Spaghetti wiring in the streets


Dodging a cow

We arrive at our haven of luxury, the Le Meridien Hotel. Our first excursion is to the river to watch fishing with huge nets attached to poles. After some time submerged, fishermen pull on ropes weighted with rocks. Fish flutter in the raised nets and are gathered to sell. The structures remind me of Egyptian shadoofs used to retrieve water.


Unusual fishing nets


A stall for the catch

Then it’s off to the Ginger House for lunch. In the gardens we walk past an old timber cart laden with pot plants at precarious angles. A sculpture of Shiva in the classic dancing pose, with an extra pair of arms entices me to take a photo. 


Restaurants' garden


Cart full of plants

Inside we are served a prawn curry and kingfish followed by ginger ice cream. My first exotic flavours of India!
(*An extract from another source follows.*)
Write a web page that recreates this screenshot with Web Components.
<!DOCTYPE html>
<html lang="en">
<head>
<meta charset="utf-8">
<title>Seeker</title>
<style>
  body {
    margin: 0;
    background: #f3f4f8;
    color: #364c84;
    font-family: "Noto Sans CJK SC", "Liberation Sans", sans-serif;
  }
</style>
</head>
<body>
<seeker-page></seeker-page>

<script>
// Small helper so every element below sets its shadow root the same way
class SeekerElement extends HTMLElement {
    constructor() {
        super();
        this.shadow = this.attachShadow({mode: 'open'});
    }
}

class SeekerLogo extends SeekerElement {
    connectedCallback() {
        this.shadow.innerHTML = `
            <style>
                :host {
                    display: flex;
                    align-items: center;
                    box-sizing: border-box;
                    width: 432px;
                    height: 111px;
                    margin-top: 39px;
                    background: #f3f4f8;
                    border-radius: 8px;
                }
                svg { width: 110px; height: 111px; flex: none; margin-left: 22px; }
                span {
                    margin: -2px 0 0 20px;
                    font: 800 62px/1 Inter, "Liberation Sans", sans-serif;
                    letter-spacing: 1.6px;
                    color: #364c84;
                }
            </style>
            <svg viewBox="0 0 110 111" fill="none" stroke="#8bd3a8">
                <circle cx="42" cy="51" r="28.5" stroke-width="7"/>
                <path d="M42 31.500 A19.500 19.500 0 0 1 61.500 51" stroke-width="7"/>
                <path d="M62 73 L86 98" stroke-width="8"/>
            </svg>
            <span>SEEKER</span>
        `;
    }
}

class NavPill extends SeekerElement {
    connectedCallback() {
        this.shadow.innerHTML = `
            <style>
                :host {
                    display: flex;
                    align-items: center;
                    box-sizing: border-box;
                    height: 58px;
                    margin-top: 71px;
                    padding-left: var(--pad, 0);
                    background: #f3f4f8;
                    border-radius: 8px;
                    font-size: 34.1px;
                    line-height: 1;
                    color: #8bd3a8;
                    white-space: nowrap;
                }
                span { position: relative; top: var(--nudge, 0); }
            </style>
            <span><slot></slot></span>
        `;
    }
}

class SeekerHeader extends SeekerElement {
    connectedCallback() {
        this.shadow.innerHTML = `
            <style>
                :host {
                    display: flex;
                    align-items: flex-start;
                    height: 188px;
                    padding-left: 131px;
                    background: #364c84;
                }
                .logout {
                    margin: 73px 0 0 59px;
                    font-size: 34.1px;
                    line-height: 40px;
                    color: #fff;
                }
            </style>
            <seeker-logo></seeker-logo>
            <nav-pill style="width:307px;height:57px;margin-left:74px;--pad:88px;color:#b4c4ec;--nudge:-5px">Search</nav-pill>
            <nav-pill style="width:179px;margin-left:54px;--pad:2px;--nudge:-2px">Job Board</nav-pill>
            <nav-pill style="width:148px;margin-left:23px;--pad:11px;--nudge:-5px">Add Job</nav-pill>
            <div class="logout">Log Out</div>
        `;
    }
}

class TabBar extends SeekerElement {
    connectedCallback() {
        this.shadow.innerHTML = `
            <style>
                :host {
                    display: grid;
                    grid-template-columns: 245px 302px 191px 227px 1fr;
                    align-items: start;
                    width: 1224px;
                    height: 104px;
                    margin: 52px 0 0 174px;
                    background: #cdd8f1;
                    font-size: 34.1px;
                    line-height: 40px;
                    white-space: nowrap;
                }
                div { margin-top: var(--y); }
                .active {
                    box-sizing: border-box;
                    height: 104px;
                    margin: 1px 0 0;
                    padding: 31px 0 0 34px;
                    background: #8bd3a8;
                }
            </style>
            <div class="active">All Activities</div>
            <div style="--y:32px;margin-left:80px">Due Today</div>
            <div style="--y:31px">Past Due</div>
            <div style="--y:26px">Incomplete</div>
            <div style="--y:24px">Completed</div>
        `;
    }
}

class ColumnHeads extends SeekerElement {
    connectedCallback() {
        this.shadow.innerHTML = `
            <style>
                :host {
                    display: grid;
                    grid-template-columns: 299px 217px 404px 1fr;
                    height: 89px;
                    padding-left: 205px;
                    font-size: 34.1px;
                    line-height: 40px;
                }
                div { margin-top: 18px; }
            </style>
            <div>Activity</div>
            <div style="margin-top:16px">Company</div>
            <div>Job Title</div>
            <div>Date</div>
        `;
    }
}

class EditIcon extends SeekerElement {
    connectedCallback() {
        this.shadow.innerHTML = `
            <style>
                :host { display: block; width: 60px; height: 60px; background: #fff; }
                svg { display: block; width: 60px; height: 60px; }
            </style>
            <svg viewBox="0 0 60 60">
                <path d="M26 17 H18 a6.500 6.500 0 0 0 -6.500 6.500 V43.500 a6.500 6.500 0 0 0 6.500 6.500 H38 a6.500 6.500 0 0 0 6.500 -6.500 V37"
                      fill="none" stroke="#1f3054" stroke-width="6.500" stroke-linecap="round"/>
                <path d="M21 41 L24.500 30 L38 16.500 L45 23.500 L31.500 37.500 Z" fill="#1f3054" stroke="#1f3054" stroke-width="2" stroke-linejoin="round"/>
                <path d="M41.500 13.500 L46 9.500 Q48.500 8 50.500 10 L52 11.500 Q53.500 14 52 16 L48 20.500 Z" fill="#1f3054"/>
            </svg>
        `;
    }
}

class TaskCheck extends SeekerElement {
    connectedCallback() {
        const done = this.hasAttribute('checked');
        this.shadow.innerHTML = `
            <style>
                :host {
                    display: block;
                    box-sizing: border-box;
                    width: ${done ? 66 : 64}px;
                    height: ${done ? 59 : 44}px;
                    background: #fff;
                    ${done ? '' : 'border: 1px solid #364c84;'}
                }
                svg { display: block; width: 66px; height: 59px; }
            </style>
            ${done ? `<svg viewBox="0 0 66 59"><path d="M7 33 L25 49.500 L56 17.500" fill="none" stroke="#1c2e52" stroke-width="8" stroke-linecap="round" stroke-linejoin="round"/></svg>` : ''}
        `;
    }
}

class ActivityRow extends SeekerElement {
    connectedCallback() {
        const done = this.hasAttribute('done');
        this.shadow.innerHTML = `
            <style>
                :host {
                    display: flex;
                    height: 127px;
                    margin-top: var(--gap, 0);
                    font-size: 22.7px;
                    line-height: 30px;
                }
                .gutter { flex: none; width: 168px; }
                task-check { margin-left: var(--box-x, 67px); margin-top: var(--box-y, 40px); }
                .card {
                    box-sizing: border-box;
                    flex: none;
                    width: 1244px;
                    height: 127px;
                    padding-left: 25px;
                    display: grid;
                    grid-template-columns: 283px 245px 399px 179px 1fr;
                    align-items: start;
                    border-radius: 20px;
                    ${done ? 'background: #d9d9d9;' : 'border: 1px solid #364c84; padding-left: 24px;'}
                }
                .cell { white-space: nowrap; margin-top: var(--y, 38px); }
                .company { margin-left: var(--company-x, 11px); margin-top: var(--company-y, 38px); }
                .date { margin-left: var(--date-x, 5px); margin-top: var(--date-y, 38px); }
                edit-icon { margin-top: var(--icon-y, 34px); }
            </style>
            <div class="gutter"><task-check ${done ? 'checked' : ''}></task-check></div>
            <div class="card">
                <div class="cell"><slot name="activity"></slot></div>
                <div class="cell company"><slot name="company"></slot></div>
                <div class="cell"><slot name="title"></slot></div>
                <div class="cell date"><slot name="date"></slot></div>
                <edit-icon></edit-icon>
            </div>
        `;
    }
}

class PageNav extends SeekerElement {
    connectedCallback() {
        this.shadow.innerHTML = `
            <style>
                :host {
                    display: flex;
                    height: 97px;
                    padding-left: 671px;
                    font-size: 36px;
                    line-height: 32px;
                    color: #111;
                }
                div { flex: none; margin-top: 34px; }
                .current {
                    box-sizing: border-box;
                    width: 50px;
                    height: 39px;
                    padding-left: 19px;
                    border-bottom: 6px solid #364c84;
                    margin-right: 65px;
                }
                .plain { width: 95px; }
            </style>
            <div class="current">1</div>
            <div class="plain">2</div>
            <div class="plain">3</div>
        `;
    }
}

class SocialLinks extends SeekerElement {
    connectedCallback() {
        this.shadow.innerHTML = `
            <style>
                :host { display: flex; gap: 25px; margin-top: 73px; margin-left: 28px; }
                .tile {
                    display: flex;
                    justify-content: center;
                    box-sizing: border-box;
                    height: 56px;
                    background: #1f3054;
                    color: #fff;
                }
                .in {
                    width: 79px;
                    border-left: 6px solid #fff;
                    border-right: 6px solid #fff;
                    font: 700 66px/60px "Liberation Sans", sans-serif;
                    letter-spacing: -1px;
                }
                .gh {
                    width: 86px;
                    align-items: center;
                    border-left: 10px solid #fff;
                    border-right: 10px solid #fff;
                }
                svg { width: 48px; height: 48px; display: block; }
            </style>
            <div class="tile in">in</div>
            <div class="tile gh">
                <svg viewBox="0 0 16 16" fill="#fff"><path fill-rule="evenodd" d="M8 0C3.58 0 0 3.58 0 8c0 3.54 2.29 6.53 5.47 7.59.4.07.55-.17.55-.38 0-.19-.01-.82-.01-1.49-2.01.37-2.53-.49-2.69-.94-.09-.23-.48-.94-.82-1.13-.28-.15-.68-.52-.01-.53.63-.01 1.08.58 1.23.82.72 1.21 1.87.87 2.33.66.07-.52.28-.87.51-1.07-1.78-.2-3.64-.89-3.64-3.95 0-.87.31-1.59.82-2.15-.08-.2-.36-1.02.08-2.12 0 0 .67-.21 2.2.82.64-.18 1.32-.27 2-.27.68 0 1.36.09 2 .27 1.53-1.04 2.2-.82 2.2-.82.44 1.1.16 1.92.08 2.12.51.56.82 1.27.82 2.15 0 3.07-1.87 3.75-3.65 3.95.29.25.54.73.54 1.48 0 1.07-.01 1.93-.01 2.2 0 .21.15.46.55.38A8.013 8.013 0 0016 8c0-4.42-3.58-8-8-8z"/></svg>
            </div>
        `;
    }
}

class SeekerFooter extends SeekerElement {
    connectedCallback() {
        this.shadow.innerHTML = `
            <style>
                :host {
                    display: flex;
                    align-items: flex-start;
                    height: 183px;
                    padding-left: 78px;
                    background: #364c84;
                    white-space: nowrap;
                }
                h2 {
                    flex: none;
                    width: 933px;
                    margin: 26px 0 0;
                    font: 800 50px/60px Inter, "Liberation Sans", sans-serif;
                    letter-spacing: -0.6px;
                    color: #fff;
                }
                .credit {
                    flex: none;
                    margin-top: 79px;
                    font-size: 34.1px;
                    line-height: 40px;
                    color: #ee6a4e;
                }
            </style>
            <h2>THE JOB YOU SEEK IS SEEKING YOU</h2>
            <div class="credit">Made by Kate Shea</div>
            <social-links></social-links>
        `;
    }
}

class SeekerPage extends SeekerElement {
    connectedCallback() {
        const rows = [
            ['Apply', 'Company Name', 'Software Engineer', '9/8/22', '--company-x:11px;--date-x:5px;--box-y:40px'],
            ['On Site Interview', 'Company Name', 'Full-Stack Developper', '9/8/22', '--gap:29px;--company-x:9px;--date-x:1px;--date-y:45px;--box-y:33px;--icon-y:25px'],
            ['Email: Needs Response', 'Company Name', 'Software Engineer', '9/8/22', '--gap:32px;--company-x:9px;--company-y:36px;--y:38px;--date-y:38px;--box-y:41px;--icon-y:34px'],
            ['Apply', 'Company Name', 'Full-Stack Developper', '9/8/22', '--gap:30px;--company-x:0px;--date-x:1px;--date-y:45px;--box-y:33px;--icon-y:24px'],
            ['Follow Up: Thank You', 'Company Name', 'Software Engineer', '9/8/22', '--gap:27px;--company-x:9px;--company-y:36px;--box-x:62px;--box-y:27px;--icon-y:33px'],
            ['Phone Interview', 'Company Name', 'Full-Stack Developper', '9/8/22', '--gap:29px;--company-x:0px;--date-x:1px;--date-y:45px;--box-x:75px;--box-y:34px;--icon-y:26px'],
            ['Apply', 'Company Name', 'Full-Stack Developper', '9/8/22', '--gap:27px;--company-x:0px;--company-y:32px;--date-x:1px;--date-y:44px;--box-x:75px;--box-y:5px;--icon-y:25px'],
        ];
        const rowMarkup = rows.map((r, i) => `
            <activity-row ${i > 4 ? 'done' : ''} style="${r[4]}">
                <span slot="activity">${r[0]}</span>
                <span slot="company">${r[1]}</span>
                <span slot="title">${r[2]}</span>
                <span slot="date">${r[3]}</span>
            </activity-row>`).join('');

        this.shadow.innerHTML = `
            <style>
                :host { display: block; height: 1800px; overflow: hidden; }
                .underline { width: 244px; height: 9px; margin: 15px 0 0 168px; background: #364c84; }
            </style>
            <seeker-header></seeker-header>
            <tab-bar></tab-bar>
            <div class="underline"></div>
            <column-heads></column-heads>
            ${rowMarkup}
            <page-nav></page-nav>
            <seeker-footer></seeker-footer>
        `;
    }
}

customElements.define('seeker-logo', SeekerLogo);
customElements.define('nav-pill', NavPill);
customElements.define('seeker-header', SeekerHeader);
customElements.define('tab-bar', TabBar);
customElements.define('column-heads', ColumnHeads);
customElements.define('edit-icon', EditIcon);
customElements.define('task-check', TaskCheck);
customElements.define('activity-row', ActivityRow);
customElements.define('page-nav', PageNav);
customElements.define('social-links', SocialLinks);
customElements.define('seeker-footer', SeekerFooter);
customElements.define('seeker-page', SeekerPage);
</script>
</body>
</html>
Shiva dancing - Nataraja, also known as Adalvallan, is a depiction of the Hindu god Shiva as the divine cosmic dancer. His dance is called the 'tandava'. The pose and artwork are described in many Hindu texts such as the Tevaram and Thiruvasagam in Tamil and the Amshumadagama and Uttarakamika agama in Sanskrit and the Grantha texts. The dance murti featured in all major Hindu temples of Shaivism, and is a well-known sculptural symbol in India and popularly used as a symbol of Indian culture, as one of the finest illustrations of Hindu art.